THE EXERCISE
Only the number is needed: how many lines contain the word "that"?

DATASET RECORDS
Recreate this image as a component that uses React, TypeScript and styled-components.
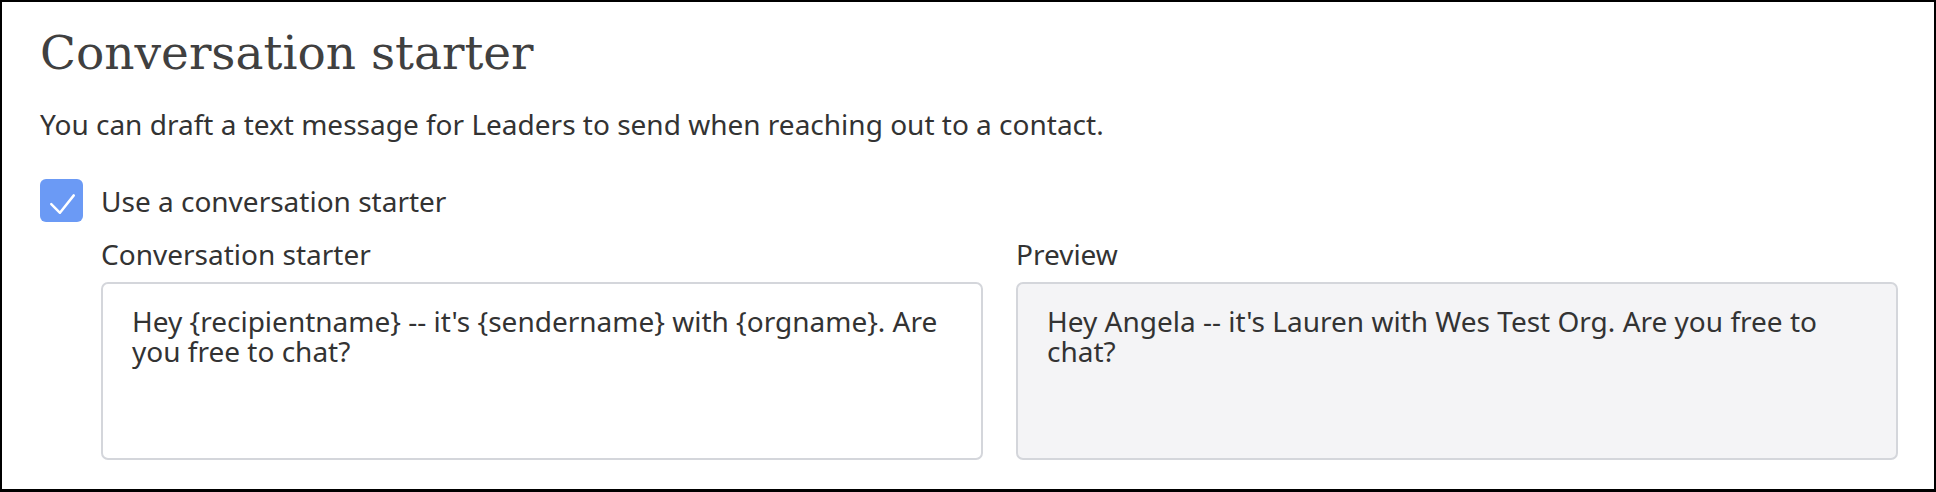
import React from "react";
import styled, { createGlobalStyle } from "styled-components";

const GlobalStyle = createGlobalStyle`
  html, body {
    margin: 0;
    padding: 0;
    background: #ffffff;
  }
  * {
    box-sizing: border-box;
  }
`;

const template = "Hey {recipientname} -- it's {sendername} with {orgname}. Are you free to chat?";
const preview = "Hey Angela -- it's Lauren with Wes Test Org. Are you free to chat?";

function App() {
  return (
    <>
      <GlobalStyle />
      <Frame>
        <Title>Conversation starter</Title>
        <Description>
          You can draft a text message for Leaders to send when reaching out to a contact.
        </Description>
        <CheckRow>
          <CheckBox aria-checked="true" role="checkbox">
            <svg width="43" height="43" viewBox="0 0 42 42" fill="none">
              <path
                d="M11 24.5 L19.5 33 L33 16"
                stroke="#ffffff"
                strokeWidth="2.4"
                strokeLinecap="round"
                strokeLinejoin="round"
              />
            </svg>
          </CheckBox>
          <CheckLabel>Use a conversation starter</CheckLabel>
        </CheckRow>
        <Fields>
          <Field>
            <FieldLabel>Conversation starter</FieldLabel>
            <MessageInput readOnly defaultValue={template} />
          </Field>
          <Field>
            <FieldLabel>Preview</FieldLabel>
            <PreviewBox>{preview}</PreviewBox>
          </Field>
        </Fields>
      </Frame>
    </>
  );
}

export default App;

const Frame = styled.div`
  width: 1936px;
  height: 492px;
  border: 2px solid #000000;
  border-bottom-width: 3px;
  padding: 0 36px 0 38px;
  background: #ffffff;
  color: #333333;
  font-family: "Noto Sans", "Open Sans", sans-serif;
  overflow: hidden;
`;

const Title = styled.h1`
  margin: 24px 0 0;
  font-family: "DejaVu Serif", "Liberation Serif", serif;
  font-weight: 400;
  font-size: 47px;
  line-height: 54px;
  color: #404040;
`;

const Description = styled.p`
  margin: 25px 0 0;
  font-size: 28px;
  line-height: 38px;
`;

const CheckRow = styled.div`
  display: flex;
  align-items: center;
  gap: 18px;
  margin-top: 36px;
`;

const CheckBox = styled.span`
  display: flex;
  width: 43px;
  height: 43px;
  border-radius: 6px;
  background: #6b9af5;
`;

const CheckLabel = styled.span`
  font-size: 28px;
  line-height: 38px;
`;

const Fields = styled.div`
  display: grid;
  grid-template-columns: 1fr 1fr;
  gap: 33px;
  margin: 13px 0 0 61px;
`;

const Field = styled.div`
  display: flex;
  flex-direction: column;
  gap: 9px;
`;

const FieldLabel = styled.label`
  font-size: 28px;
  line-height: 38px;
`;

const boxStyles = `
  height: 178px;
  padding: 22px 29px;
  border: 2px solid #d4d6db;
  border-radius: 7px;
  font-family: "Noto Sans", "Open Sans", sans-serif;
  font-size: 28px;
  line-height: 30px;
  color: #333333;
`;

const MessageInput = styled.textarea`
  ${boxStyles}
  width: 100%;
  display: block;
  margin: 0;
  background: #ffffff;
  resize: none;
  outline: none;
  overflow: hidden;
`;

const PreviewBox = styled.div`
  ${boxStyles}
  background: #f4f4f6;
`;
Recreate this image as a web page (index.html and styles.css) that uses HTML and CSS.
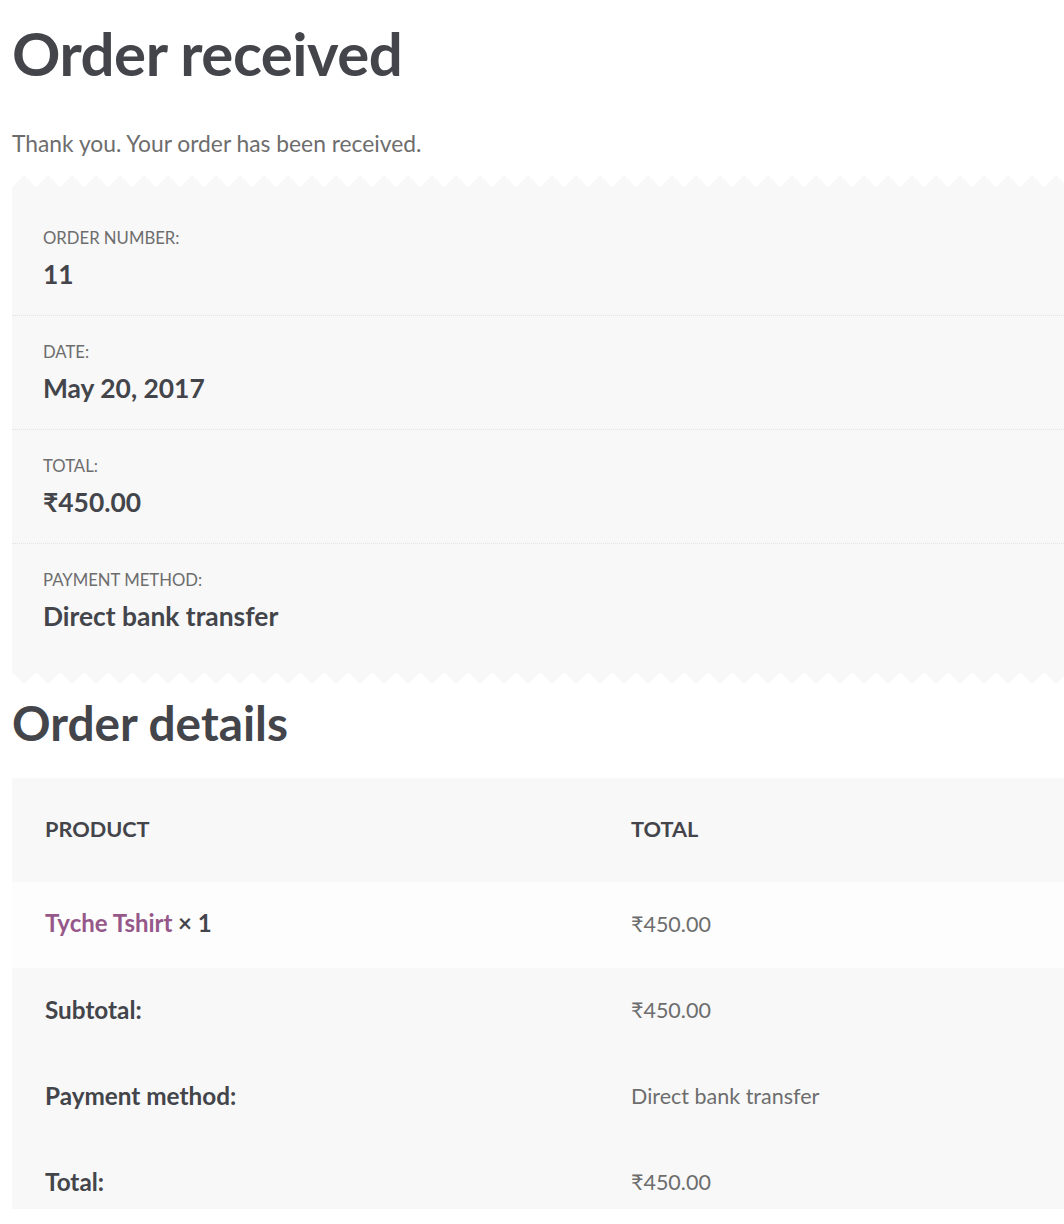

FULL OUTPUT
2